Notice that 1 mole of NaCl weighs almost exactly 58.44 grams, so it's a handy mental benchmark. For water, 18 grams is one mole, which also maps neatly to 18 mL of liquid water (since water's density is about 1 g/mL). These shortcuts are worth remembering for quick sanity checks in the lab.

Units Used in Chemistry Calculations

Chemistry calculations live or die by proper unit tracking. A number without a unit is just a number; it doesn't tell you anything useful on its own.

Here are the key units you'll work with when converting grams to moles:

  • Grams (g): the unit of mass for your sample. Convert milligrams (mg) or kilograms (kg) to grams before plugging into the formula.
  • Moles (mol): the unit of amount of substance. This is what you're solving for.
  • Grams per mole (g/mol): the unit for molar mass. It's what connects mass to moles.
  • Atomic mass units (amu or u): used on the periodic table; numerically equal to g/mol for molar mass purposes.

When you do the division (grams ÷ g/mol), the grams cancel and you're left with mol. That unit cancellation is a reliable way to check that you've set up the problem correctly. If your units don't cancel down to what you're solving for, something's off in the setup.
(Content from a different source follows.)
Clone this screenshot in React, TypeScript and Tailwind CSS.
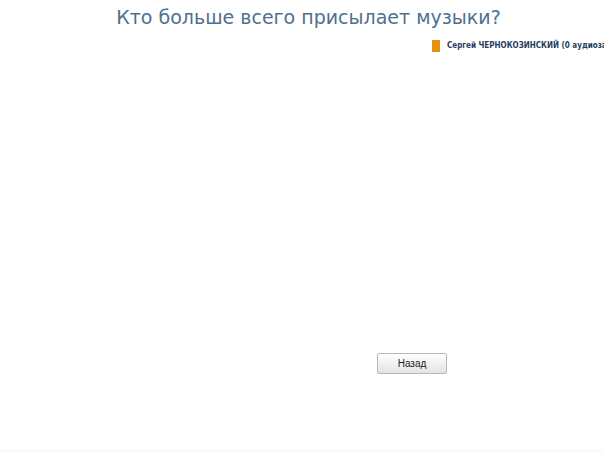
export default function App() {
  return (
    <div className="w-[604px] h-[453px] bg-white relative overflow-hidden font-['DejaVu_Sans',Verdana,sans-serif]">
      {/* Chart title */}
      <h1 className="text-center text-[19px] leading-[34px] text-[#4f6f8f] pl-[13px] whitespace-nowrap">
        Кто больше всего присылает музыки?
      </h1>

      {/* Legend */}
      <div className="flex items-center gap-[7px] pl-[432px] mt-[6px] whitespace-nowrap">
        <span className="w-[8px] h-[12px] bg-[#e8900f] shrink-0" />
        <span className="text-[8px] font-bold text-[#1f3d5e] font-['DejaVu_Sans_Condensed','DejaVu_Sans',sans-serif]">
          Сергей ЧЕРНОКОЗИНСКИЙ (0 аудиозаписей)
        </span>
      </div>

      {/* Back button */}
      <div className="flex pl-[377px] mt-[301px]">
        <button className="w-[70px] h-[21px] border border-[#b8b8b8] rounded-[2px] bg-gradient-to-b from-white to-[#e4e4e4] text-[10px] text-[#222] font-['Liberation_Sans',Arial,sans-serif]">
          Назад
        </button>
      </div>

      <div className="absolute bottom-0 left-0 right-0 h-[4px] bg-[#fdfafd]" />
    </div>
  );
}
Step-by-Step Conversion Method

If you want a reliable process you can follow every time, here it is laid out cleanly:

  1. Identify your substance and write down its chemical formula.
  2. Find the molar mass by adding up the atomic masses of every atom in the formula using a periodic table.
  3. Record the mass of your sample in grams. Convert from other units if necessary.
  4. Divide the sample mass by the molar mass: moles = grams ÷ g/mol.
  5. Label your answer in moles and double-check that the units canceled correctly.

That's the whole process. The steps don't change based on how simple or complicated the substance is. Sodium metal or a large organic molecule, same five steps.

One practical tip: carry a few extra decimal places during intermediate steps and round only at the end. Rounding too early can introduce small errors that add up, especially in multi-step stoichiometry problems where you're using one answer to calculate the next.